→ Written instruction
Take every line from the listing below that includes "with" and copy it.

→ Information provided
▬▬▬

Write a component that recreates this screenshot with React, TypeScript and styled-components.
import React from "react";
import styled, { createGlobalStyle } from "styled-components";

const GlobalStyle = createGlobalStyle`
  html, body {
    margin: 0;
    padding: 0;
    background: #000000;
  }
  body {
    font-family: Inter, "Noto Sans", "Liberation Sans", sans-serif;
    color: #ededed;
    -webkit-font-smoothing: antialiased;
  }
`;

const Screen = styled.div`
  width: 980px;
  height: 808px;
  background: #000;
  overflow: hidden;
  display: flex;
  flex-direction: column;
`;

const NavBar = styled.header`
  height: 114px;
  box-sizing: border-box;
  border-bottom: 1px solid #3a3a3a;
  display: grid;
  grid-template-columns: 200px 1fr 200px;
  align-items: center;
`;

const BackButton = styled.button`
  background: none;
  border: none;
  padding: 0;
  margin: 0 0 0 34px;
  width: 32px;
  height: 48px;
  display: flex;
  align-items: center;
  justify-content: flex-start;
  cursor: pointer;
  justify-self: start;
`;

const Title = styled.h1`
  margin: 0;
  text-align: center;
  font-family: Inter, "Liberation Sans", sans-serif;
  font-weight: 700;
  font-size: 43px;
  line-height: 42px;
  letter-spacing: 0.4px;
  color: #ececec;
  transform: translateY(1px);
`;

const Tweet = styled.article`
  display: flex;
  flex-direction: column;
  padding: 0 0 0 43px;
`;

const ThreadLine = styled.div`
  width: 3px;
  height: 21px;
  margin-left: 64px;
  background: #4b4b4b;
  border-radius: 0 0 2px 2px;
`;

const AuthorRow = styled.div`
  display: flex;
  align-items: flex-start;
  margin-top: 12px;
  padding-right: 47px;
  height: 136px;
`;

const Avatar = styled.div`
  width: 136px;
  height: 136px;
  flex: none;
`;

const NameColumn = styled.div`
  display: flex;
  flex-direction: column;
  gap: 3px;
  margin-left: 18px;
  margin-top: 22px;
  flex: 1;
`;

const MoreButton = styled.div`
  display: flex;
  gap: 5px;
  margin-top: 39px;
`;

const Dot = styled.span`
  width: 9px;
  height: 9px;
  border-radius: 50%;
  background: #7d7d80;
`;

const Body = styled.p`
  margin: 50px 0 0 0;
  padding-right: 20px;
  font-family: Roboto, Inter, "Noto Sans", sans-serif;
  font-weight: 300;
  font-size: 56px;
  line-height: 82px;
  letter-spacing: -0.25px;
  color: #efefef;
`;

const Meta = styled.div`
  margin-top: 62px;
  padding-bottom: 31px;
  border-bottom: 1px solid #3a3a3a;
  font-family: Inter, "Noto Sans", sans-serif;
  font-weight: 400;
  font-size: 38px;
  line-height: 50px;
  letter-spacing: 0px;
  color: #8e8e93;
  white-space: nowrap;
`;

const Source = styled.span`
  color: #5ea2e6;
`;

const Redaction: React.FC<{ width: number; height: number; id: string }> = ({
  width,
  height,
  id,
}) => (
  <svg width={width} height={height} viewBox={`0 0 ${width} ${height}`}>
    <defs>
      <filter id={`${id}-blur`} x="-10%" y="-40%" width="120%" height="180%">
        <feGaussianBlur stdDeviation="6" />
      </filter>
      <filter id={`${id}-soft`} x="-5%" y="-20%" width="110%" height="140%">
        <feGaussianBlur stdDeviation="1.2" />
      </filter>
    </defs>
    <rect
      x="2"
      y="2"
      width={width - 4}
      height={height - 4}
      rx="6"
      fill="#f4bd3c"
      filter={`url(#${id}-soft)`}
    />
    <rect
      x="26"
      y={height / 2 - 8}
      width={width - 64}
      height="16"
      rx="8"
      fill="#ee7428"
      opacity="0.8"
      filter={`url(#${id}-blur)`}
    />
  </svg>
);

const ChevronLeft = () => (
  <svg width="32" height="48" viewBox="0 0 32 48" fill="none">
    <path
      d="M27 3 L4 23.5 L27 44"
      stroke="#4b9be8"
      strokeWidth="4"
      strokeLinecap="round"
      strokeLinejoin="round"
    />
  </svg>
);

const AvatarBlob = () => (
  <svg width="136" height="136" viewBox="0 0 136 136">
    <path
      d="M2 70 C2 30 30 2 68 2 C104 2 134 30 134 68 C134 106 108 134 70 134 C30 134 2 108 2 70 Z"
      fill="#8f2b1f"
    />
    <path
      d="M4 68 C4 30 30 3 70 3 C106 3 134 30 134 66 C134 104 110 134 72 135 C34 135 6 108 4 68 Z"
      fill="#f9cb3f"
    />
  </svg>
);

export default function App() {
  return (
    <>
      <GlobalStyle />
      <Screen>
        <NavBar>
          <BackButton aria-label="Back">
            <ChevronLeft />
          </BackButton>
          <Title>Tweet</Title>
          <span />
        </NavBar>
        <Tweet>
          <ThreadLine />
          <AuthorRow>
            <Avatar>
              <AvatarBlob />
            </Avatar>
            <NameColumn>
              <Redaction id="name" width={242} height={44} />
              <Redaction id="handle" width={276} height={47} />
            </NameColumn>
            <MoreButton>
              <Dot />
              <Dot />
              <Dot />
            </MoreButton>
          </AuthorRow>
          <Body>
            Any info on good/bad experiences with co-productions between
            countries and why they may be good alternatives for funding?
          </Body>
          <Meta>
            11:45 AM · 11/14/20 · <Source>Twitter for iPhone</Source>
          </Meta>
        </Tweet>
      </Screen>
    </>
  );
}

▬▬▬

→ Complete response
Write a component that recreates this screenshot with React, TypeScript and styled-components.
            Any info on good/bad experiences with co-productions between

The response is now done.